WORK INSTRUCTIONS: Comb through the entries for "Tailwind" and pull out each line that holds it.

ENTRIES SUPPLIED:
═══
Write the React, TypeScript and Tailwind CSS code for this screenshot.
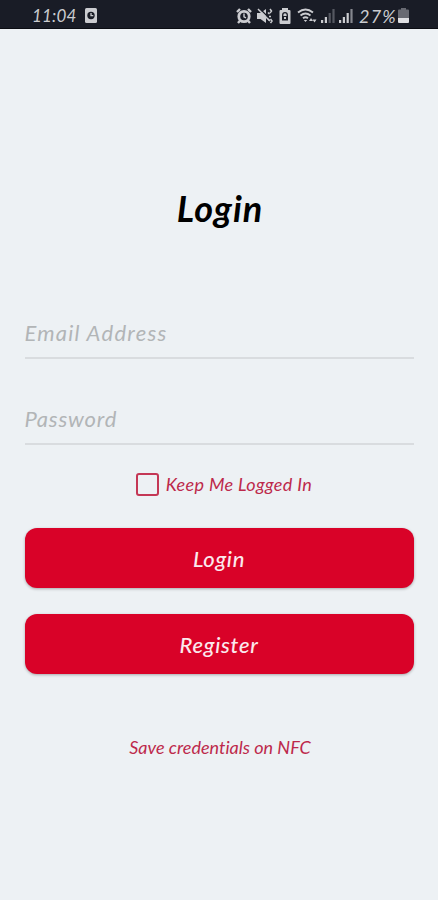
═══
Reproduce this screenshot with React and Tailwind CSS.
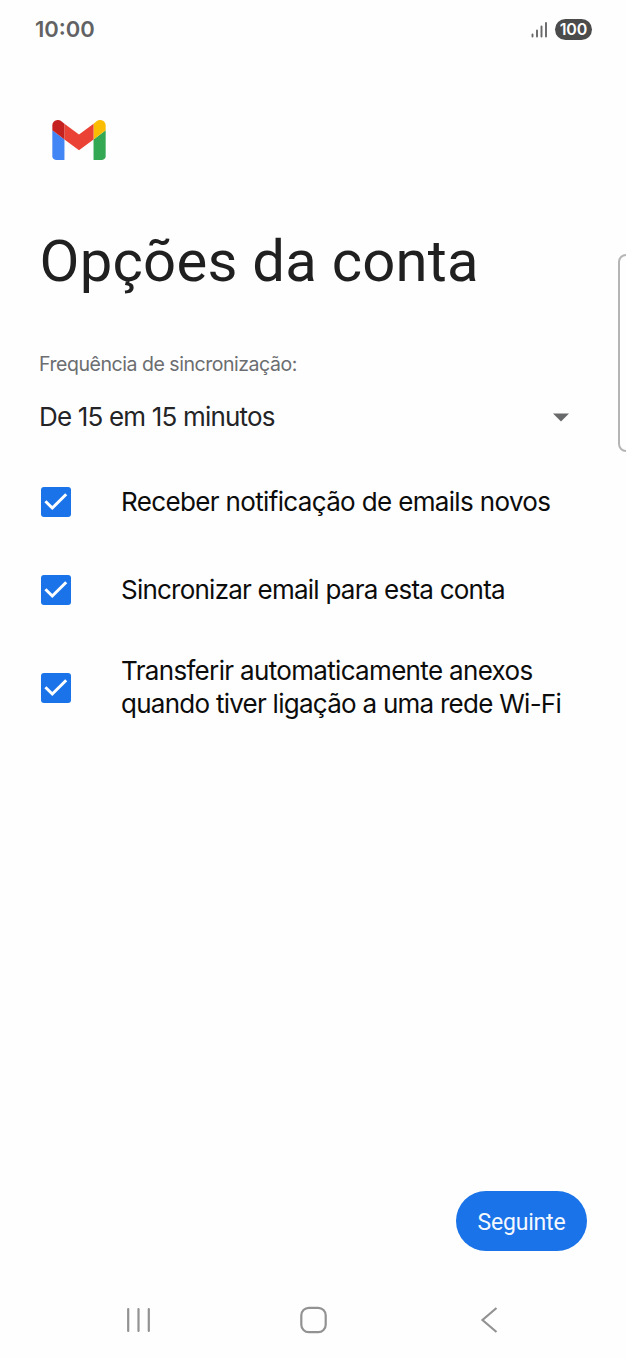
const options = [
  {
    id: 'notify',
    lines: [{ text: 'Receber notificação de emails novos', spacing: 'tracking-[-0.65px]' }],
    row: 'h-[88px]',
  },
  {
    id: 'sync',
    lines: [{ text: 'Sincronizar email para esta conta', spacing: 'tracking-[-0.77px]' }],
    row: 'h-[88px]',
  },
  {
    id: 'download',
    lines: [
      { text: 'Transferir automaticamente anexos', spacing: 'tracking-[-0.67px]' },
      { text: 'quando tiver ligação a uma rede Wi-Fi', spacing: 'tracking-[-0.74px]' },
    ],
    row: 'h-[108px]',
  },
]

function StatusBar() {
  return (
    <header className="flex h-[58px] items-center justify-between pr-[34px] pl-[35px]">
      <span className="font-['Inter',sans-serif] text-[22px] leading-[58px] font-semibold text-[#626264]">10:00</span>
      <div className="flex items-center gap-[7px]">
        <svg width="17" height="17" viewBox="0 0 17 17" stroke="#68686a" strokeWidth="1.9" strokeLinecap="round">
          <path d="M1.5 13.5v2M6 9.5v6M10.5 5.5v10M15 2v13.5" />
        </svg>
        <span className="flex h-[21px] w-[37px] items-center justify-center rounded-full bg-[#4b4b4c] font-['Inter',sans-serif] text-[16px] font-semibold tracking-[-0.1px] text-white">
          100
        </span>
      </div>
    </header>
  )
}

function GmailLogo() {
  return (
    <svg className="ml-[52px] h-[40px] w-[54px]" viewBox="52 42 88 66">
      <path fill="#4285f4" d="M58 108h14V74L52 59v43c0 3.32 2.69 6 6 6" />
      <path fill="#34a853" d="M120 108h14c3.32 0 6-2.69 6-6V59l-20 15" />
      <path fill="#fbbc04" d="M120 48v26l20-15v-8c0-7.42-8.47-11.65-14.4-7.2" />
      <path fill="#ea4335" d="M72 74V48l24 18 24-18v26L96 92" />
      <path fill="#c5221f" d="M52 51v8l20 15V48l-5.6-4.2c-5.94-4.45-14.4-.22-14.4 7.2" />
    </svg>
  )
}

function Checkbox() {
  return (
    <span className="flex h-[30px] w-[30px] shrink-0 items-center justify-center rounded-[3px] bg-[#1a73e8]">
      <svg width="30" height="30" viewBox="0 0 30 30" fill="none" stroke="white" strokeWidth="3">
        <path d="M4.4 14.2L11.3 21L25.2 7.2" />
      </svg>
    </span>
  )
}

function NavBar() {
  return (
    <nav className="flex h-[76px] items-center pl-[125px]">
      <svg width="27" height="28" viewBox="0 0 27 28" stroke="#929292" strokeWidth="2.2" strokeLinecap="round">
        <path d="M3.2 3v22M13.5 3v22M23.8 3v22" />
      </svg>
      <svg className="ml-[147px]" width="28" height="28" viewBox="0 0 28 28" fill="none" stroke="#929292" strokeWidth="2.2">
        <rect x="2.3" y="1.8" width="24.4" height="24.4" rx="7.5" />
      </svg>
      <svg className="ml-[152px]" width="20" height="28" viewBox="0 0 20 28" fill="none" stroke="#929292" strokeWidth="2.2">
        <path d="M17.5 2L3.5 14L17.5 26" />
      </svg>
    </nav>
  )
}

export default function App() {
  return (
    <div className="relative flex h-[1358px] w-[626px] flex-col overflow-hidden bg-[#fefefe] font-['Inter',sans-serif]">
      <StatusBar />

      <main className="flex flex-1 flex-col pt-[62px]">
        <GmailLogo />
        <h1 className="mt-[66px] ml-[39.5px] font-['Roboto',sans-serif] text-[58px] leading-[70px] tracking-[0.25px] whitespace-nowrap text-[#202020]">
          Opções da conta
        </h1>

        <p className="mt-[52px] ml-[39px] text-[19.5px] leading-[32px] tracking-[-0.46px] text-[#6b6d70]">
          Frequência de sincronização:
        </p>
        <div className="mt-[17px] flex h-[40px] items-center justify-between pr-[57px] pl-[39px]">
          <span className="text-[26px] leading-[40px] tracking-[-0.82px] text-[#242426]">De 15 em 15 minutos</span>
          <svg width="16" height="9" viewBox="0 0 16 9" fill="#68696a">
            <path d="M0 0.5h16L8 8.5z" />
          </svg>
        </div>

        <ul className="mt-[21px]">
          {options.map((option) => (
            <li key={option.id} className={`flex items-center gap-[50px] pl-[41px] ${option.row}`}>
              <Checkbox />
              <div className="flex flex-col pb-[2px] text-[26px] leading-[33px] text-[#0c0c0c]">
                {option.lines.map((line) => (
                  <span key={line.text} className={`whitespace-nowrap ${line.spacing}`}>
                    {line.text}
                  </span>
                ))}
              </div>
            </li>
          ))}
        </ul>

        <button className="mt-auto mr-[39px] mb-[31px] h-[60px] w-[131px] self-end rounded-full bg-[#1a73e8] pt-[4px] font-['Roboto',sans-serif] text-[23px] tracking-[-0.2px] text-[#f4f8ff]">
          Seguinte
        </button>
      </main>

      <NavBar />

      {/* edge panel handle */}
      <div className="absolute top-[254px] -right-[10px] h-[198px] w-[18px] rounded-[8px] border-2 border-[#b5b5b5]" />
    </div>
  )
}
═══
CORRECT ANSWER:
Write the React, TypeScript and Tailwind CSS code for this screenshot.
Reproduce this screenshot with React and Tailwind CSS.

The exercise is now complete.